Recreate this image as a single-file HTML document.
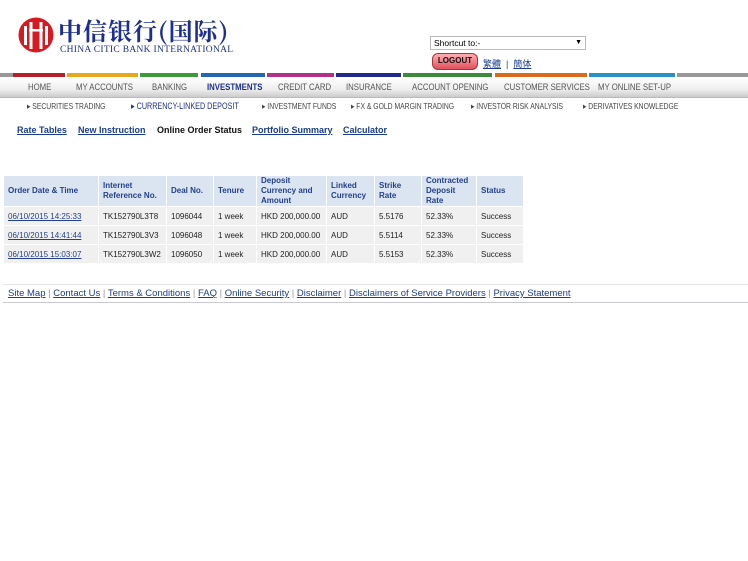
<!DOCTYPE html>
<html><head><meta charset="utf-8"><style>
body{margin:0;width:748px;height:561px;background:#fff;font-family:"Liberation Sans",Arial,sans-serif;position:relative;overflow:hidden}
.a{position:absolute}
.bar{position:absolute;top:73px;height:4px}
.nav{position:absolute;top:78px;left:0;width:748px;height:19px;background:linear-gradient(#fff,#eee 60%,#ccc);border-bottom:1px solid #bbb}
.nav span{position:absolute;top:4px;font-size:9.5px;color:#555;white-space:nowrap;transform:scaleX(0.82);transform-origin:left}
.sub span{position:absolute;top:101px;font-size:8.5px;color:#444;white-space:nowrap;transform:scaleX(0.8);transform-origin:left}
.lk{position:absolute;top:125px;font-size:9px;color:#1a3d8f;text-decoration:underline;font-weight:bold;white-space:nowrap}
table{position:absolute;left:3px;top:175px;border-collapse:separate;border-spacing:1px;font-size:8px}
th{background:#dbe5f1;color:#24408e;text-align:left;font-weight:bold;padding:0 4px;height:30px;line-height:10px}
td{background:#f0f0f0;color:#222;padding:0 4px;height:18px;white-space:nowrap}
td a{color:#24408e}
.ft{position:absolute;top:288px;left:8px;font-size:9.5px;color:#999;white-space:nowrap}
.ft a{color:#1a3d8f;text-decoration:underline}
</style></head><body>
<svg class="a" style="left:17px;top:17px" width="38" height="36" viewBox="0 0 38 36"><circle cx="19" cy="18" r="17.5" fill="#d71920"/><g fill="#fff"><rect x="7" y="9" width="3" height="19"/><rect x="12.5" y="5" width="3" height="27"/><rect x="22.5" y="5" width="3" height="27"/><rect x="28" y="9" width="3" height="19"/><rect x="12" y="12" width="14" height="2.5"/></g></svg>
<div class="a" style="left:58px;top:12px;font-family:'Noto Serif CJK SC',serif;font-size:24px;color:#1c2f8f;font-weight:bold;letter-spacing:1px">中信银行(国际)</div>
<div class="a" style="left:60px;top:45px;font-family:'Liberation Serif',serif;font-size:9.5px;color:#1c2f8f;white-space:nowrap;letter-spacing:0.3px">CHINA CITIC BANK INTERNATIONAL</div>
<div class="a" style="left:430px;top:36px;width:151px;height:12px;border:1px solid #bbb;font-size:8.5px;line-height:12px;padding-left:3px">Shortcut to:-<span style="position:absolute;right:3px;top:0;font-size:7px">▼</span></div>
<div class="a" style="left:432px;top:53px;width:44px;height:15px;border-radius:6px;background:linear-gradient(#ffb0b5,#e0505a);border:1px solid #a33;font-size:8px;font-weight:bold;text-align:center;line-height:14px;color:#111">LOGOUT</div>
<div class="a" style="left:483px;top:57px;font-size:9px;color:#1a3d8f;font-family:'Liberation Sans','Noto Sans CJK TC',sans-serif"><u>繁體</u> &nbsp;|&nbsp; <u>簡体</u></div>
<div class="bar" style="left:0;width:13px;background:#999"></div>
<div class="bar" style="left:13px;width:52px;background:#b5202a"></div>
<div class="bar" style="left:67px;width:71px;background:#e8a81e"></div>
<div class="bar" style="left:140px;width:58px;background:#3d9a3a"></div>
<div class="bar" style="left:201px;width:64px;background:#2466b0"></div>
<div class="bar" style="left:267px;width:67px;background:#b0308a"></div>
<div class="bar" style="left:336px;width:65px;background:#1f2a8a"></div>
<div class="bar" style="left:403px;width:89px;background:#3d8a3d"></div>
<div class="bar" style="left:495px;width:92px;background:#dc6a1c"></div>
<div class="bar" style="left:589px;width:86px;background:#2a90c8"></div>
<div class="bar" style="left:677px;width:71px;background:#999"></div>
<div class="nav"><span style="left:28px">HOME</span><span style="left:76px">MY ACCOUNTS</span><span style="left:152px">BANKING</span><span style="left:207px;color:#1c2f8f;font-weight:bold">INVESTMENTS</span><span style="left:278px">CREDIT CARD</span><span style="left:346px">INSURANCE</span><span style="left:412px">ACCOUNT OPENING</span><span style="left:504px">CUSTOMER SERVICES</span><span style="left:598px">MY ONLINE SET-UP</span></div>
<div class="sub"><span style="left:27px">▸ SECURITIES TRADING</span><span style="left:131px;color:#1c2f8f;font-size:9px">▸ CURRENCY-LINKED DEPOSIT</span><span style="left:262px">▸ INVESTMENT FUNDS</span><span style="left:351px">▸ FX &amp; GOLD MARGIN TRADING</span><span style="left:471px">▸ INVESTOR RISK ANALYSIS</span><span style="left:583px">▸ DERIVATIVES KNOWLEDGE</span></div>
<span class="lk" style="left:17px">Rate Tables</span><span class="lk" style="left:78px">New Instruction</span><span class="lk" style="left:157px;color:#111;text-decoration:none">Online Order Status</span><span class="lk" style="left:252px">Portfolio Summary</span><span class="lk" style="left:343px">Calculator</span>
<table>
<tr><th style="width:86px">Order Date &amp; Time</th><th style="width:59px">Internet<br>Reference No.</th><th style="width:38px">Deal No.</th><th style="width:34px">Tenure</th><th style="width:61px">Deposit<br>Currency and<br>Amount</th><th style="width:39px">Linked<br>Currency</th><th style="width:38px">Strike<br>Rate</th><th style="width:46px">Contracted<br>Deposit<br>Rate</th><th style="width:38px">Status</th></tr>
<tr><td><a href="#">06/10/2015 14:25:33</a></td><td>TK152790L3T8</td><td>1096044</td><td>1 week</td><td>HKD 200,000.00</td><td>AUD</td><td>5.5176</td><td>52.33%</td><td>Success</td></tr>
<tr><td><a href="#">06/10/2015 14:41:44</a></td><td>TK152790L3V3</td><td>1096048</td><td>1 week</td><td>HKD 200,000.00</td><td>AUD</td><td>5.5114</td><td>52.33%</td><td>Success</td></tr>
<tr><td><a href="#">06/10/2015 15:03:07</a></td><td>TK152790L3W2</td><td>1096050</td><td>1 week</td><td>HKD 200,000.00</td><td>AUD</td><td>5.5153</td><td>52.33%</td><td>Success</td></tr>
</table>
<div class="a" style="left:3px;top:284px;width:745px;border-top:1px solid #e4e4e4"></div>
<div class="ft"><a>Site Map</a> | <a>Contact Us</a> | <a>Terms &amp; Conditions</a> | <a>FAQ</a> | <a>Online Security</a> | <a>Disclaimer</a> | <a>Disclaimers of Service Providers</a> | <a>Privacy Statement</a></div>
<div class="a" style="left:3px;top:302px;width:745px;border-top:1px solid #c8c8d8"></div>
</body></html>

○ ○ ○ ○

All of the material above needs to be restated exactly, with no pictures.

Recreate this image as a single-file HTML document.
<!DOCTYPE html>
<html><head><meta charset="utf-8"><style>
body{margin:0;width:748px;height:561px;background:#fff;font-family:"Liberation Sans",Arial,sans-serif;position:relative;overflow:hidden}
.a{position:absolute}
.bar{position:absolute;top:73px;height:4px}
.nav{position:absolute;top:78px;left:0;width:748px;height:19px;background:linear-gradient(#fff,#eee 60%,#ccc);border-bottom:1px solid #bbb}
.nav span{position:absolute;top:4px;font-size:9.5px;color:#555;white-space:nowrap;transform:scaleX(0.82);transform-origin:left}
.sub span{position:absolute;top:101px;font-size:8.5px;color:#444;white-space:nowrap;transform:scaleX(0.8);transform-origin:left}
.lk{position:absolute;top:125px;font-size:9px;color:#1a3d8f;text-decoration:underline;font-weight:bold;white-space:nowrap}
table{position:absolute;left:3px;top:175px;border-collapse:separate;border-spacing:1px;font-size:8px}
th{background:#dbe5f1;color:#24408e;text-align:left;font-weight:bold;padding:0 4px;height:30px;line-height:10px}
td{background:#f0f0f0;color:#222;padding:0 4px;height:18px;white-space:nowrap}
td a{color:#24408e}
.ft{position:absolute;top:288px;left:8px;font-size:9.5px;color:#999;white-space:nowrap}
.ft a{color:#1a3d8f;text-decoration:underline}
</style></head><body>
<svg class="a" style="left:17px;top:17px" width="38" height="36" viewBox="0 0 38 36"><circle cx="19" cy="18" r="17.5" fill="#d71920"/><g fill="#fff"><rect x="7" y="9" width="3" height="19"/><rect x="12.5" y="5" width="3" height="27"/><rect x="22.5" y="5" width="3" height="27"/><rect x="28" y="9" width="3" height="19"/><rect x="12" y="12" width="14" height="2.5"/></g></svg>
<div class="a" style="left:58px;top:12px;font-family:'Noto Serif CJK SC',serif;font-size:24px;color:#1c2f8f;font-weight:bold;letter-spacing:1px">中信银行(国际)</div>
<div class="a" style="left:60px;top:45px;font-family:'Liberation Serif',serif;font-size:9.5px;color:#1c2f8f;white-space:nowrap;letter-spacing:0.3px">CHINA CITIC BANK INTERNATIONAL</div>
<div class="a" style="left:430px;top:36px;width:151px;height:12px;border:1px solid #bbb;font-size:8.5px;line-height:12px;padding-left:3px">Shortcut to:-<span style="position:absolute;right:3px;top:0;font-size:7px">▼</span></div>
<div class="a" style="left:432px;top:53px;width:44px;height:15px;border-radius:6px;background:linear-gradient(#ffb0b5,#e0505a);border:1px solid #a33;font-size:8px;font-weight:bold;text-align:center;line-height:14px;color:#111">LOGOUT</div>
<div class="a" style="left:483px;top:57px;font-size:9px;color:#1a3d8f;font-family:'Liberation Sans','Noto Sans CJK TC',sans-serif"><u>繁體</u> &nbsp;|&nbsp; <u>簡体</u></div>
<div class="bar" style="left:0;width:13px;background:#999"></div>
<div class="bar" style="left:13px;width:52px;background:#b5202a"></div>
<div class="bar" style="left:67px;width:71px;background:#e8a81e"></div>
<div class="bar" style="left:140px;width:58px;background:#3d9a3a"></div>
<div class="bar" style="left:201px;width:64px;background:#2466b0"></div>
<div class="bar" style="left:267px;width:67px;background:#b0308a"></div>
<div class="bar" style="left:336px;width:65px;background:#1f2a8a"></div>
<div class="bar" style="left:403px;width:89px;background:#3d8a3d"></div>
<div class="bar" style="left:495px;width:92px;background:#dc6a1c"></div>
<div class="bar" style="left:589px;width:86px;background:#2a90c8"></div>
<div class="bar" style="left:677px;width:71px;background:#999"></div>
<div class="nav"><span style="left:28px">HOME</span><span style="left:76px">MY ACCOUNTS</span><span style="left:152px">BANKING</span><span style="left:207px;color:#1c2f8f;font-weight:bold">INVESTMENTS</span><span style="left:278px">CREDIT CARD</span><span style="left:346px">INSURANCE</span><span style="left:412px">ACCOUNT OPENING</span><span style="left:504px">CUSTOMER SERVICES</span><span style="left:598px">MY ONLINE SET-UP</span></div>
<div class="sub"><span style="left:27px">▸ SECURITIES TRADING</span><span style="left:131px;color:#1c2f8f;font-size:9px">▸ CURRENCY-LINKED DEPOSIT</span><span style="left:262px">▸ INVESTMENT FUNDS</span><span style="left:351px">▸ FX &amp; GOLD MARGIN TRADING</span><span style="left:471px">▸ INVESTOR RISK ANALYSIS</span><span style="left:583px">▸ DERIVATIVES KNOWLEDGE</span></div>
<span class="lk" style="left:17px">Rate Tables</span><span class="lk" style="left:78px">New Instruction</span><span class="lk" style="left:157px;color:#111;text-decoration:none">Online Order Status</span><span class="lk" style="left:252px">Portfolio Summary</span><span class="lk" style="left:343px">Calculator</span>
<table>
<tr><th style="width:86px">Order Date &amp; Time</th><th style="width:59px">Internet<br>Reference No.</th><th style="width:38px">Deal No.</th><th style="width:34px">Tenure</th><th style="width:61px">Deposit<br>Currency and<br>Amount</th><th style="width:39px">Linked<br>Currency</th><th style="width:38px">Strike<br>Rate</th><th style="width:46px">Contracted<br>Deposit<br>Rate</th><th style="width:38px">Status</th></tr>
<tr><td><a href="#">06/10/2015 14:25:33</a></td><td>TK152790L3T8</td><td>1096044</td><td>1 week</td><td>HKD 200,000.00</td><td>AUD</td><td>5.5176</td><td>52.33%</td><td>Success</td></tr>
<tr><td><a href="#">06/10/2015 14:41:44</a></td><td>TK152790L3V3</td><td>1096048</td><td>1 week</td><td>HKD 200,000.00</td><td>AUD</td><td>5.5114</td><td>52.33%</td><td>Success</td></tr>
<tr><td><a href="#">06/10/2015 15:03:07</a></td><td>TK152790L3W2</td><td>1096050</td><td>1 week</td><td>HKD 200,000.00</td><td>AUD</td><td>5.5153</td><td>52.33%</td><td>Success</td></tr>
</table>
<div class="a" style="left:3px;top:284px;width:745px;border-top:1px solid #e4e4e4"></div>
<div class="ft"><a>Site Map</a> | <a>Contact Us</a> | <a>Terms &amp; Conditions</a> | <a>FAQ</a> | <a>Online Security</a> | <a>Disclaimer</a> | <a>Disclaimers of Service Providers</a> | <a>Privacy Statement</a></div>
<div class="a" style="left:3px;top:302px;width:745px;border-top:1px solid #c8c8d8"></div>
</body></html>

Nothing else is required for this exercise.